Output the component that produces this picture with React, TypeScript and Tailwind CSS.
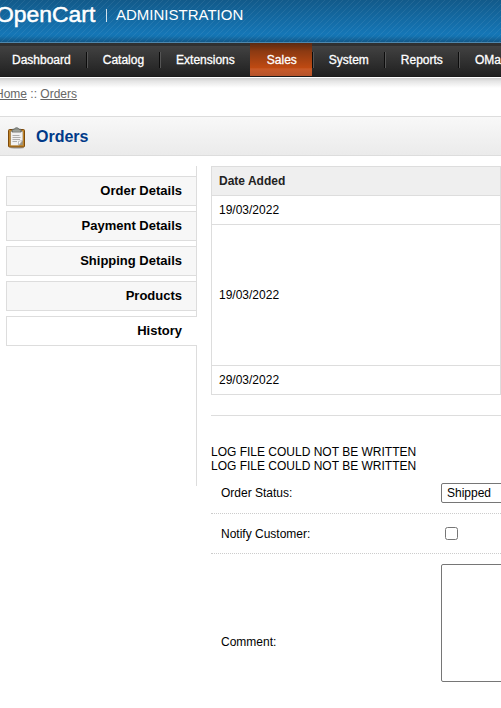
import clsx from "clsx";

const menu = ["Dashboard", "Catalog", "Extensions", "Sales", "System", "Reports", "OMail"];

const tabs = ["Order Details", "Payment Details", "Shipping Details", "Products", "History"];

const history = [
  { date: "19/03/2022", height: "h-[29px]" },
  { date: "19/03/2022", height: "h-[141px]" },
  { date: "29/03/2022", height: "h-[29px]" },
];

function ClipboardIcon() {
  return (
    <svg width="20" height="22" viewBox="0 0 20 22" className="mt-[3px] shrink-0">
      <ellipse cx="10" cy="20.8" rx="7" ry="1" fill="#000" opacity="0.25" />
      <rect x="1.5" y="2.5" width="16" height="17.5" rx="1" fill="#c08429" stroke="#7d4a0a" />
      <path d="M3.5 4.2h12.3v14H3.5z" fill="#9a9384" />
      <path d="M4 4.5h11.5v9.3l-3.8 4.4H4z" fill="#f1f1f1" />
      <path d="M15.5 13.5l-4 4.8v-3.9z" fill="#fff" stroke="#999" strokeWidth="0.6" />
      <path d="M5.5 8.5h7M5.5 10.5h8M5.5 12.5h7.5M5.5 14.5h4.5" stroke="#a6a6a6" strokeWidth="0.9" />
      <path d="M5 5V3.2q0-1 1-1h1.2Q7.8.7 9.6.7t2.4 1.5h1.2q1 0 1 1V5z" fill="#8d918b" stroke="#5f625d" strokeWidth="0.8" />
      <path d="M6 4h7" stroke="#b9bdb6" strokeWidth="0.7" />
    </svg>
  );
}

function Header() {
  return (
    <header className="h-[43px] border-b border-[#4f88ae] bg-[repeating-linear-gradient(135deg,rgba(255,255,255,0.07)_0px,rgba(255,255,255,0.07)_1px,transparent_1px,transparent_4.243px),linear-gradient(to_bottom,#125a8a_0%,#1576b6_80%,#1473b1_86%,#125888_100%)]">
      <div className="flex h-[30px] items-center text-white">
        <span className="-mt-[3px] -ml-[4px] w-[101px] text-[22.9px] leading-[30px] [-webkit-text-stroke:0.5px_white]">
          OpenCart
        </span>
        <span className="ml-[9px] h-[13px] w-px bg-white/80" />
        <span className="ml-[9px] text-[15px]">ADMINISTRATION</span>
      </div>
    </header>
  );
}

function Menu() {
  return (
    <nav className="relative h-[34px] border-b border-[#1b1b1b] bg-[linear-gradient(to_bottom,#303030_0px,#303030_3px,#424242_3px,#202020_100%)]">
      <ul className="-ml-[3px] flex h-[33px] w-[700px]">
        {menu.map((item) => (
          <li key={item} className="flex shrink-0">
            <a
              className={clsx(
                "block px-[15px] pt-[10px] text-xs leading-[15px] text-white [-webkit-text-stroke:0.3px_white]",
                item === "Sales" &&
                  "-ml-0.5 bg-[linear-gradient(to_bottom,#5b2a12_0%,#8c3a12_25%,#c04a12_76%,#c85a28_78%,#b5532a_100%)] pl-[17px]",
              )}
            >
              {item}
            </a>
            <span className="mt-[9px] h-4 w-0.5 border-l border-[#0c0c0c] bg-[#555]" />
          </li>
        ))}
      </ul>
    </nav>
  );
}

function Sidebar() {
  return (
    <div className="flex h-[320px] w-[191px] shrink-0 flex-col gap-[5px] border-r border-[#ddd] pt-[10px]">
      {tabs.map((tab) => (
        <a
          key={tab}
          className={clsx(
            "h-[30px] border border-r-0 border-[#ddd] text-right text-[13px] leading-[28px] font-bold text-black",
            tab === "History" ? "relative -mr-px bg-white pr-[15px]" : "bg-[#f7f7f7] pr-[14px]",
          )}
        >
          {tab}
        </a>
      ))}
    </div>
  );
}

function HistoryPanel() {
  return (
    <div className="ml-[14px] w-[290px] shrink-0">
      <div className="border border-[#ddd]">
        <div className="h-7 bg-[#efefef] pl-[7px] text-xs leading-[28px] font-bold text-[#222]">
          Date Added
        </div>
        {history.map((row, i) => (
          <div
            key={i}
            className={clsx("flex items-center border-t border-[#ddd] pl-[7px]", row.height)}
          >
            {row.date}
          </div>
        ))}
      </div>
      <div className="mt-5 border-t border-[#ddd] pt-[29px] leading-[14px]">
        <p>LOG FILE COULD NOT BE WRITTEN</p>
        <p>LOG FILE COULD NOT BE WRITTEN</p>
      </div>
      <form className="w-[500px]">
        <div className="flex h-[41px] items-center border-b border-dotted border-[#ccc]">
          <label className="w-[230px] pl-[10px]">Order Status:</label>
          <select className="h-5 w-[130px] appearance-none rounded-xs border border-[#767676] bg-white pl-[5px] leading-[18px]">
            <option>Shipped</option>
          </select>
        </div>
        <div className="flex h-10 items-center border-b border-dotted border-[#ccc]">
          <label className="w-[230px] pl-[10px]">Notify Customer:</label>
          <input type="checkbox" className="ml-1 size-[13px]" />
        </div>
        <div className="flex h-[138px] items-center">
          <label className="w-[230px] pt-[37px] pl-[10px]">Comment:</label>
          <textarea className="h-[118px] w-[260px] resize-none rounded-xs border border-[#767676] bg-white" />
        </div>
      </form>
    </div>
  );
}

export default function App() {
  return (
    <div className="h-[708px] w-[501px] overflow-hidden bg-white font-['Liberation_Sans',Arial,sans-serif] text-xs text-black">
      <Header />
      <Menu />
      <div className="mt-px h-[38px] bg-[linear-gradient(to_bottom,#cccccc_0px,#e4e4e4_3px,#ffffff_10px)] pt-[9px] leading-[14px] text-[#666]">
        <div className="-ml-[5px]">
          <a className="underline">Home</a> :: <a className="underline">Orders</a>
        </div>
      </div>
      <div className="flex h-10 items-center border-y border-[#ddd] bg-linear-to-b from-[#f8f8f8] to-[#ebebeb] pl-[7px]">
        <ClipboardIcon />
        <h1 className="mt-px ml-[9px] text-base leading-5 font-bold text-[#003a88]">Orders</h1>
      </div>
      <div className="flex pt-[10px] pl-[6px]">
        <Sidebar />
        <HistoryPanel />
      </div>
    </div>
  );
}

════════════════════

_Task prompt_. Without the pictures, transcribe the listing above exactly.

_Problem solution_.
Output the component that produces this picture with React, TypeScript and Tailwind CSS.
import clsx from "clsx";

const menu = ["Dashboard", "Catalog", "Extensions", "Sales", "System", "Reports", "OMail"];

const tabs = ["Order Details", "Payment Details", "Shipping Details", "Products", "History"];

const history = [
  { date: "19/03/2022", height: "h-[29px]" },
  { date: "19/03/2022", height: "h-[141px]" },
  { date: "29/03/2022", height: "h-[29px]" },
];

function ClipboardIcon() {
  return (
    <svg width="20" height="22" viewBox="0 0 20 22" className="mt-[3px] shrink-0">
      <ellipse cx="10" cy="20.8" rx="7" ry="1" fill="#000" opacity="0.25" />
      <rect x="1.5" y="2.5" width="16" height="17.5" rx="1" fill="#c08429" stroke="#7d4a0a" />
      <path d="M3.5 4.2h12.3v14H3.5z" fill="#9a9384" />
      <path d="M4 4.5h11.5v9.3l-3.8 4.4H4z" fill="#f1f1f1" />
      <path d="M15.5 13.5l-4 4.8v-3.9z" fill="#fff" stroke="#999" strokeWidth="0.6" />
      <path d="M5.5 8.5h7M5.5 10.5h8M5.5 12.5h7.5M5.5 14.5h4.5" stroke="#a6a6a6" strokeWidth="0.9" />
      <path d="M5 5V3.2q0-1 1-1h1.2Q7.8.7 9.6.7t2.4 1.5h1.2q1 0 1 1V5z" fill="#8d918b" stroke="#5f625d" strokeWidth="0.8" />
      <path d="M6 4h7" stroke="#b9bdb6" strokeWidth="0.7" />
    </svg>
  );
}

function Header() {
  return (
    <header className="h-[43px] border-b border-[#4f88ae] bg-[repeating-linear-gradient(135deg,rgba(255,255,255,0.07)_0px,rgba(255,255,255,0.07)_1px,transparent_1px,transparent_4.243px),linear-gradient(to_bottom,#125a8a_0%,#1576b6_80%,#1473b1_86%,#125888_100%)]">
      <div className="flex h-[30px] items-center text-white">
        <span className="-mt-[3px] -ml-[4px] w-[101px] text-[22.9px] leading-[30px] [-webkit-text-stroke:0.5px_white]">
          OpenCart
        </span>
        <span className="ml-[9px] h-[13px] w-px bg-white/80" />
        <span className="ml-[9px] text-[15px]">ADMINISTRATION</span>
      </div>
    </header>
  );
}

function Menu() {
  return (
    <nav className="relative h-[34px] border-b border-[#1b1b1b] bg-[linear-gradient(to_bottom,#303030_0px,#303030_3px,#424242_3px,#202020_100%)]">
      <ul className="-ml-[3px] flex h-[33px] w-[700px]">
        {menu.map((item) => (
          <li key={item} className="flex shrink-0">
            <a
              className={clsx(
                "block px-[15px] pt-[10px] text-xs leading-[15px] text-white [-webkit-text-stroke:0.3px_white]",
                item === "Sales" &&
                  "-ml-0.5 bg-[linear-gradient(to_bottom,#5b2a12_0%,#8c3a12_25%,#c04a12_76%,#c85a28_78%,#b5532a_100%)] pl-[17px]",
              )}
            >
              {item}
            </a>
            <span className="mt-[9px] h-4 w-0.5 border-l border-[#0c0c0c] bg-[#555]" />
          </li>
        ))}
      </ul>
    </nav>
  );
}

function Sidebar() {
  return (
    <div className="flex h-[320px] w-[191px] shrink-0 flex-col gap-[5px] border-r border-[#ddd] pt-[10px]">
      {tabs.map((tab) => (
        <a
          key={tab}
          className={clsx(
            "h-[30px] border border-r-0 border-[#ddd] text-right text-[13px] leading-[28px] font-bold text-black",
            tab === "History" ? "relative -mr-px bg-white pr-[15px]" : "bg-[#f7f7f7] pr-[14px]",
          )}
        >
          {tab}
        </a>
      ))}
    </div>
  );
}

function HistoryPanel() {
  return (
    <div className="ml-[14px] w-[290px] shrink-0">
      <div className="border border-[#ddd]">
        <div className="h-7 bg-[#efefef] pl-[7px] text-xs leading-[28px] font-bold text-[#222]">
          Date Added
        </div>
        {history.map((row, i) => (
          <div
            key={i}
            className={clsx("flex items-center border-t border-[#ddd] pl-[7px]", row.height)}
          >
            {row.date}
          </div>
        ))}
      </div>
      <div className="mt-5 border-t border-[#ddd] pt-[29px] leading-[14px]">
        <p>LOG FILE COULD NOT BE WRITTEN</p>
        <p>LOG FILE COULD NOT BE WRITTEN</p>
      </div>
      <form className="w-[500px]">
        <div className="flex h-[41px] items-center border-b border-dotted border-[#ccc]">
          <label className="w-[230px] pl-[10px]">Order Status:</label>
          <select className="h-5 w-[130px] appearance-none rounded-xs border border-[#767676] bg-white pl-[5px] leading-[18px]">
            <option>Shipped</option>
          </select>
        </div>
        <div className="flex h-10 items-center border-b border-dotted border-[#ccc]">
          <label className="w-[230px] pl-[10px]">Notify Customer:</label>
          <input type="checkbox" className="ml-1 size-[13px]" />
        </div>
        <div className="flex h-[138px] items-center">
          <label className="w-[230px] pt-[37px] pl-[10px]">Comment:</label>
          <textarea className="h-[118px] w-[260px] resize-none rounded-xs border border-[#767676] bg-white" />
        </div>
      </form>
    </div>
  );
}

export default function App() {
  return (
    <div className="h-[708px] w-[501px] overflow-hidden bg-white font-['Liberation_Sans',Arial,sans-serif] text-xs text-black">
      <Header />
      <Menu />
      <div className="mt-px h-[38px] bg-[linear-gradient(to_bottom,#cccccc_0px,#e4e4e4_3px,#ffffff_10px)] pt-[9px] leading-[14px] text-[#666]">
        <div className="-ml-[5px]">
          <a className="underline">Home</a> :: <a className="underline">Orders</a>
        </div>
      </div>
      <div className="flex h-10 items-center border-y border-[#ddd] bg-linear-to-b from-[#f8f8f8] to-[#ebebeb] pl-[7px]">
        <ClipboardIcon />
        <h1 className="mt-px ml-[9px] text-base leading-5 font-bold text-[#003a88]">Orders</h1>
      </div>
      <div className="flex pt-[10px] pl-[6px]">
        <Sidebar />
        <HistoryPanel />
      </div>
    </div>
  );
}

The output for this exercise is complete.